In the old days of the Villa Montaña, the menu was good but basic. It was just good food served in pleasant surroundings with impeccable service. “American cuisine” hadn’t yet been invented. Nor did diners pine away for the food grandmother made. The Villa Montaña’s dessert might be a baked-from-scratch cake iced with marshmallow crème. And its basic green salad, served with practically every dinner, consisted of iceberg lettuce, peeled and seeded tomatoes, peeled and seeded cucumbers cut into half-moons, and topped off with a marvelous dressing.

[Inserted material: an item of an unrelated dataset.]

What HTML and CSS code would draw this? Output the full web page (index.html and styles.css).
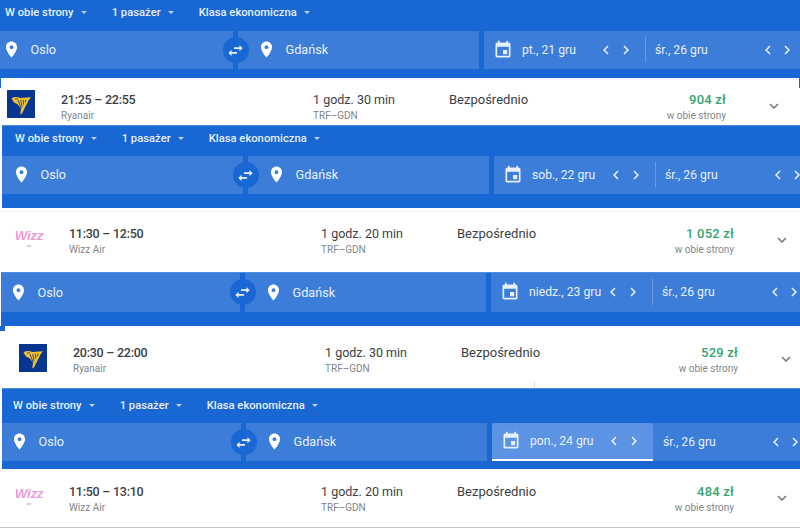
FILE: index.html
```html
<!DOCTYPE html>
<html lang="pl">
<head>
<meta charset="utf-8">
<title>Loty Oslo – Gdańsk</title>
<link rel="stylesheet" href="styles.css">
</head>
<body>
<svg class="defs" width="0" height="0" aria-hidden="true">
  <symbol id="pin" viewBox="0 0 24 24"><path d="M12 2C8.13 2 5 5.13 5 9c0 5.25 7 13 7 13s7-7.75 7-13c0-3.87-3.13-7-7-7zm0 9.5a2.5 2.5 0 0 1 0-5 2.5 2.5 0 0 1 0 5z"/></symbol>
  <symbol id="swap" viewBox="0 0 24 24"><path d="M6.99 11L3 15l3.99 4v-3H14v-2H6.99v-3zM21 9l-3.99-4v3H10v2h7.01v3L21 9z"/></symbol>
  <symbol id="cal" viewBox="0 0 24 24"><path d="M17 12h-5v5h5v-5zM16 1v2H8V1H6v2H5c-1.11 0-1.99.9-1.99 2L3 19c0 1.1.89 2 2 2h14c1.1 0 2-.9 2-2V5c0-1.1-.9-2-2-2h-1V1h-2zm3 18H5V8h14v11z"/></symbol>
  <symbol id="prev" viewBox="0 0 24 24"><path d="M15.41 7.41L14 6l-6 6 6 6 1.41-1.41L10.83 12z"/></symbol>
  <symbol id="next" viewBox="0 0 24 24"><path d="M8.59 16.59L10 18l6-6-6-6-1.41 1.41L13.17 12z"/></symbol>
  <symbol id="more" viewBox="0 0 24 24"><path d="M16.59 8.59L12 13.17 7.41 8.59 6 10l6 6 6-6z"/></symbol>
  <symbol id="harp" viewBox="0 0 28 28"><rect width="28" height="28" fill="#073590"/><path fill="#eec22e" d="M4.5 8.5C7.5 6.500 10.500 6.800 13 8l11-.8-2.500 3.300L15 23.500l-1.800 1 .8-5.500C12.500 15.500 10 13.500 7 12.500z"/><path stroke="#073590" stroke-width=".8" fill="none" d="M11 10.200l3.300 8.300M13.700 10l1.500 7M16.300 9.800l.3 4.800M19 9.600l-1 3M8 9.200c1-.6 2-.6 3 0"/></symbol>
</svg>

<section class="search s1">
  <div class="opts"><span class="opt">W obie strony<i class="caret"></i></span><span class="opt">1 pasażer<i class="caret"></i></span><span class="opt">Klasa ekonomiczna<i class="caret"></i></span></div>
  <div class="fields">
    <div class="field origin"><svg class="pin"><use href="#pin"/></svg>Oslo<span class="swap"><svg><use href="#swap"/></svg></span></div>
    <div class="field dest"><svg class="pin"><use href="#pin"/></svg>Gdańsk</div>
    <div class="dates">
      <div class="date depart"><svg class="cal"><use href="#cal"/></svg><span>pt., 21 gru</span><span class="nav"><svg><use href="#prev"/></svg><svg><use href="#next"/></svg></span></div>
      <div class="date back"><span>śr., 26 gru</span><span class="nav"><svg><use href="#prev"/></svg><svg><use href="#next"/></svg></span></div>
    </div>
  </div>
</section>
<article class="row r1">
  <svg class="logo"><use href="#harp"/></svg>
  <div class="col times"><div class="main">21:25 – 22:55</div><div class="sub">Ryanair</div></div>
  <div class="col dur"><div class="main thin span-dur">1 godz. 30 min</div><div class="sub">TRF–GDN</div></div>
  <div class="col stops"><div class="main thin">Bezpośrednio</div></div>
  <div class="col price"><div class="main green">904 zł</div><div class="sub">w obie strony</div></div>
  <svg class="more"><use href="#more"/></svg>
</article>

<section class="search s2">
  <div class="opts"><span class="opt">W obie strony<i class="caret"></i></span><span class="opt">1 pasażer<i class="caret"></i></span><span class="opt">Klasa ekonomiczna<i class="caret"></i></span></div>
  <div class="fields">
    <div class="field origin"><svg class="pin"><use href="#pin"/></svg>Oslo<span class="swap"><svg><use href="#swap"/></svg></span></div>
    <div class="field dest"><svg class="pin"><use href="#pin"/></svg>Gdańsk</div>
    <div class="dates">
      <div class="date depart"><svg class="cal"><use href="#cal"/></svg><span>sob., 22 gru</span><span class="nav"><svg><use href="#prev"/></svg><svg><use href="#next"/></svg></span></div>
      <div class="date back"><span>śr., 26 gru</span><span class="nav"><svg><use href="#prev"/></svg><svg><use href="#next"/></svg></span></div>
    </div>
  </div>
</section>
<article class="row r2">
  <div class="logo wizz"><b>Wizz</b><small>air</small></div>
  <div class="col times"><div class="main">11:30 – 12:50</div><div class="sub">Wizz Air</div></div>
  <div class="col dur"><div class="main thin span-dur">1 godz. 20 min</div><div class="sub">TRF–GDN</div></div>
  <div class="col stops"><div class="main thin">Bezpośrednio</div></div>
  <div class="col price"><div class="main green">1 052 zł</div><div class="sub">w obie strony</div></div>
  <svg class="more"><use href="#more"/></svg>
</article>

<section class="search s3">
  <div class="fields">
    <div class="field origin"><svg class="pin"><use href="#pin"/></svg>Oslo<span class="swap"><svg><use href="#swap"/></svg></span></div>
    <div class="field dest"><svg class="pin"><use href="#pin"/></svg>Gdańsk</div>
    <div class="dates">
      <div class="date depart"><svg class="cal"><use href="#cal"/></svg><span>niedz., 23 gru</span><span class="nav"><svg><use href="#prev"/></svg><svg><use href="#next"/></svg></span></div>
      <div class="date back"><span>śr., 26 gru</span><span class="nav"><svg><use href="#prev"/></svg><svg><use href="#next"/></svg></span></div>
    </div>
  </div>
</section>
<article class="row r3">
  <svg class="logo"><use href="#harp"/></svg>
  <div class="col times"><div class="main">20:30 – 22:00</div><div class="sub">Ryanair</div></div>
  <div class="col dur"><div class="main thin span-dur">1 godz. 30 min</div><div class="sub">TRF–GDN</div></div>
  <div class="col stops"><div class="main thin">Bezpośrednio</div></div>
  <div class="col price"><div class="main green">529 zł</div><div class="sub">w obie strony</div></div>
  <svg class="more"><use href="#more"/></svg>
</article>

<section class="search s4">
  <div class="opts"><span class="opt">W obie strony<i class="caret"></i></span><span class="opt">1 pasażer<i class="caret"></i></span><span class="opt">Klasa ekonomiczna<i class="caret"></i></span></div>
  <div class="fields">
    <div class="field origin"><svg class="pin"><use href="#pin"/></svg>Oslo<span class="swap"><svg><use href="#swap"/></svg></span></div>
    <div class="field dest"><svg class="pin"><use href="#pin"/></svg>Gdańsk</div>
    <div class="dates">
      <div class="date depart active"><svg class="cal"><use href="#cal"/></svg><span>pon., 24 gru</span><span class="nav"><svg><use href="#prev"/></svg><svg><use href="#next"/></svg></span></div>
      <div class="date back"><span>śr., 26 gru</span><span class="nav"><svg><use href="#prev"/></svg><svg><use href="#next"/></svg></span></div>
    </div>
  </div>
</section>
<article class="row r4">
  <div class="logo wizz"><b>Wizz</b><small>air</small></div>
  <div class="col times"><div class="main">11:50 – 13:10</div><div class="sub">Wizz Air</div></div>
  <div class="col dur"><div class="main thin span-dur">1 godz. 20 min</div><div class="sub">TRF–GDN</div></div>
  <div class="col stops"><div class="main thin">Bezpośrednio</div></div>
  <div class="col price"><div class="main green">484 zł</div><div class="sub">w obie strony</div></div>
  <svg class="more"><use href="#more"/></svg>
</article>
</body>
</html>
```

FILE: styles.css
```css
* { box-sizing: border-box; }
html, body { margin: 0; height: 528px; overflow: hidden; background: #fff; }
body { font-family: Roboto, "Liberation Sans", sans-serif; color: #3c4043; }
.defs { position: absolute; }

.search { background: #1967d2; overflow: hidden; color: #e8f0fe; margin-left: var(--ml); --ml: 0px; --shift: 0px; }
.s1 { height: 78px; }
.s2 { height: 83px; --ml: 2px; --shift: 10px; border-top: 1px solid #4f8ee2; }
.s3 { height: 54px; --ml: 1px; --shift: 7px; border-top: 1px solid #4f8ee2; }
.s4 { height: 81px; --ml: 2px; --shift: 8px; border-top: 1px solid #4f8ee2; }

.opts { display: flex; height: 31px; padding: 4px 0 0 calc(5px + var(--shift) - var(--ml)); }
.s2 .opts { height: 30px; }
.s4 .opts { height: 34px; padding-top: 8px; }
.opt { display: flex; align-items: center; height: 16px; margin-right: 25px; font-size: 11.2px; font-weight: 500; letter-spacing: .03px; white-space: nowrap; }
.caret { width: 0; height: 0; margin-left: 7px; border: 3px solid transparent; border-top-color: #b9d0f2; border-bottom-width: 0; }

.fields { display: flex; gap: 5px; height: 38px; width: 830px; font-size: 12.7px; }
.s3 .fields { height: 39px; }
.field, .dates { display: flex; align-items: center; background: #3c7dd9; flex: none; position: relative; }
.field { padding-bottom: 1px; }
.origin { width: calc(233px + var(--shift) - var(--ml)); padding-left: calc(2px + var(--shift) - var(--ml)); }
.dest { width: 241px; padding-left: 19px; }
.pin { width: 19px; height: 19px; margin-right: 9.5px; fill: #fff; flex: none; }
.swap { position: absolute; right: -15.5px; top: 6px; width: 26px; height: 26px; border-radius: 50%; background: #1967d2; display: flex; align-items: center; justify-content: center; z-index: 1; }
.swap svg { width: 19px; height: 19px; fill: #e8f0fe; }

.dates { width: 316px; font-size: 12.2px; }
.date { display: flex; align-items: center; height: 100%; white-space: nowrap; padding-bottom: 1px; }
.depart { width: 161px; padding: 0 10px 1px 9px; position: relative; }
.depart::after { content: ""; position: absolute; right: -1px; top: 6px; bottom: 7px; width: 1px; background: #6a9be3; }
.back { width: 155px; padding: 0 4px 1px 10px; }
.cal { width: 20px; height: 20px; margin-right: 9px; fill: #e8f0fe; flex: none; }
.nav { display: flex; gap: 2px; margin-left: auto; }
.nav svg { width: 18px; height: 18px; fill: #e8f0fe; flex: none; display: block; }
.back .nav { gap: 1px; }
.active { background: #5c93e3; border-radius: 4px 4px 0 0; border-bottom: 2px solid #fff; padding-bottom: 0; }
.active::after { display: none; }

.row { --r: 0px; --t: 1px; position: relative; display: flex; align-items: flex-start; background: #fff; padding-left: calc(7px + var(--r)); }
.r1 { height: 47px; padding-top: 12px; }
.r2 { height: 64px; padding-top: 16px; --r: 8px; }
.r3 { height: 62px; padding-top: 18px; --r: 12px; --t: 0px; }
.r4 { height: 59px; padding-top: 13px; --r: 8px; border-bottom: 1px solid #c6c6c6; }
.r1::before, .r1::after { content: ""; position: absolute; top: 0; height: 10px; width: 1px; background: #1967d2; }
.r1::before { left: 0; }
.r1::after { right: 0; }
.r2::before { content: ""; position: absolute; left: 0; right: 0; top: 3px; height: 1px; background: #edf0f2; }
.r3::before { content: ""; position: absolute; left: 0; top: 0; width: 5px; height: 5px; background: #1967d2; }
.r3::after { content: ""; position: absolute; left: 534px; bottom: 0; width: 1px; height: 7px; background: #dadce0; }

.logo { width: 28px; height: 28px; flex: none; margin-right: 26px; }
.wizz { display: flex; flex-direction: column; align-items: center; padding-top: 4px; color: #ee9ad8; filter: blur(.4px); line-height: 1; }
.wizz b { font: italic 700 13.5px/15px "Liberation Sans", sans-serif; letter-spacing: -.4px; }
.wizz small { font-size: 4px; line-height: 5px; color: #b98ad0; }
.col { flex: none; margin-top: var(--t); }
.main { height: 18px; font-size: 12.5px; line-height: 18px; font-weight: 500; white-space: nowrap; letter-spacing: -.25px; }
.main.thin { font-weight: 400; font-size: 13px; letter-spacing: 0; }
.main.span-dur { font-size: 12.5px; }
.sub { height: 14px; font-size: 10px; line-height: 14px; color: #80868b; white-space: nowrap; }
.times { width: 252px; }
.dur { width: 136px; }
.stops { width: 167px; }
.price { width: 110px; text-align: right; }
.main.green { color: #34a56f; font-weight: 500; font-size: 13px; letter-spacing: .2px; }
.more { width: 18px; height: 18px; margin: calc(6px + var(--t)) 0 0 39px; fill: #70757a; flex: none; }
```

And here’s the moment you’ve been waiting for:

VILLA MONTANA SALAD DRESSING

1 med. onion, diced

3 med. cloves garlic

1 tbsp. salt

1/4 tsp. dry mustard

1/4 tsp. paprika

1/8 tsp. pepper

3 tbsp. sugar

2 c. oil

3/4 c. apple or cider vinegar

1/4 c. water

1 tsp. parsley, chopped

1 tsp. celery, chopped

Put all ingredients in a blender and stir until well blended. Makes 1 quart.

There you have it. The world’s best salad dressing. In Heartburn, Nora Ephron shared what she insisted was the world’s best vinaigrette. It doesn’t hold a candle to this salad dressing.

 

7 comments on “The Villa Montaña and Salad Dressing

  1. Recipe looks good. Gracias.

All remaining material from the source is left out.